Steerable Partial Differential Operators for Equivariant Neural Networks
This work bridges physics and deep learning by developing a theoretical framework for equivariant PDOs, offering incremental improvements in equivariant neural networks for applications requiring symmetry-aware models.
The paper tackles the problem of characterizing equivariant partial differential operators (PDOs) for arbitrary symmetry groups in deep learning, deriving a steerability constraint and solving it for several groups, with results showing competitive performance when used as drop-in replacements for convolutional layers in benchmarks.
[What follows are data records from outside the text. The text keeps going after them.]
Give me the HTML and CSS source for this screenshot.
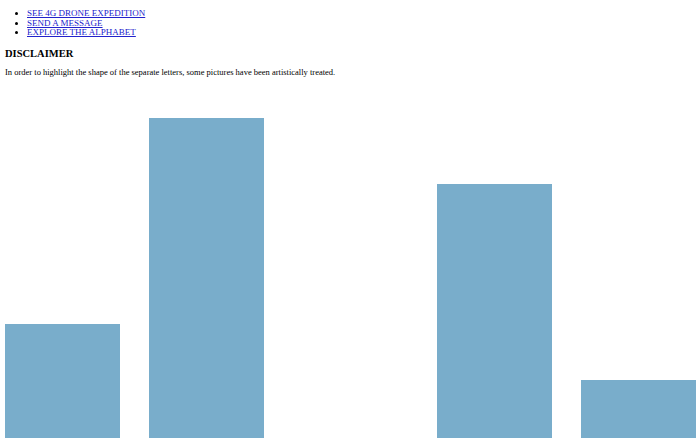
FILE: index.html
```html
<!DOCTYPE html>
<html>
<head>
<meta charset="utf-8">
<link rel="stylesheet" href="styles.css">
</head>
<body>
<ul class="nav">
  <li><a href="#">SEE 4G DRONE EXPEDITION</a></li>
  <li><a href="#">SEND A MESSAGE</a></li>
  <li><a href="#">EXPLORE THE ALPHABET</a></li>
</ul>
<h2 class="title">DISCLAIMER</h2>
<p class="text">In order to highlight the shape of the separate letters, some pictures have been artistically treated.</p>
<div class="bars">
  <div class="bar" style="height:161px"></div>
  <div class="bar" style="height:367px"></div>
  <div class="bar" style="height:0"></div>
  <div class="bar" style="height:301px"></div>
  <div class="bar" style="height:105px"></div>
</div>
</body>
</html>
```
FILE: styles.css
```css
html, body {
  margin: 0;
  padding: 0;
  background: #ffffff;
}
body {
  padding: 0 5px;
  font-family: "Liberation Serif", "Times New Roman", serif;
  color: #000;
}
.nav {
  margin: 9px 0 0 0;
  padding-left: 22px;
  font-size: 9px;
  line-height: 9.5px;
}
.nav a {
  color: #2222cc;
}
.title {
  margin: 9px 0 0 0;
  font-size: 10.5px;
  line-height: 13px;
  font-weight: bold;
}
.text {
  margin: 7px 0 0 0;
  font-size: 8.5px;
  line-height: 11px;
}
.bars {
  display: flex;
  align-items: flex-end;
  gap: 29px;
  height: 400px;
  margin-top: 7px;
}
.bar {
  width: 115px;
  flex: none;
  background: #79adcb;
}
```
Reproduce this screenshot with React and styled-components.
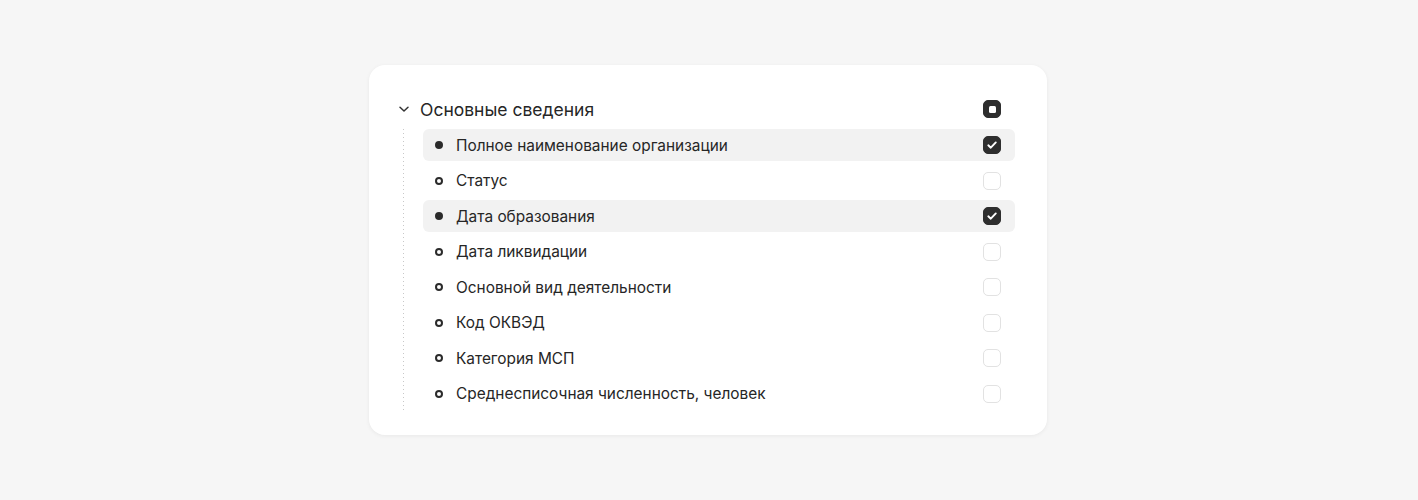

Recent work in equivariant deep learning bears strong similarities to physics. Fields over a base space are fundamental entities in both subjects, as are equivariant maps between these fields. In deep learning, however, these maps are usually defined by convolutions with a kernel, whereas they are partial differential operators (PDOs) in physics. Developing the theory of equivariant PDOs in the context of deep learning could bring these subjects even closer together and lead to a stronger flow of ideas. In this work, we derive a $G$-steerability constraint that completely characterizes when a PDO between feature vector fields is equivariant, for arbitrary symmetry groups $G$. We then fully solve this constraint for several important groups. We use our solutions as equivariant drop-in replacements for convolutional layers and benchmark them in that role. Finally, we develop a framework for equivariant maps based on Schwartz distributions that unifies classical convolutions and differential operators and gives insight about the relation between the two.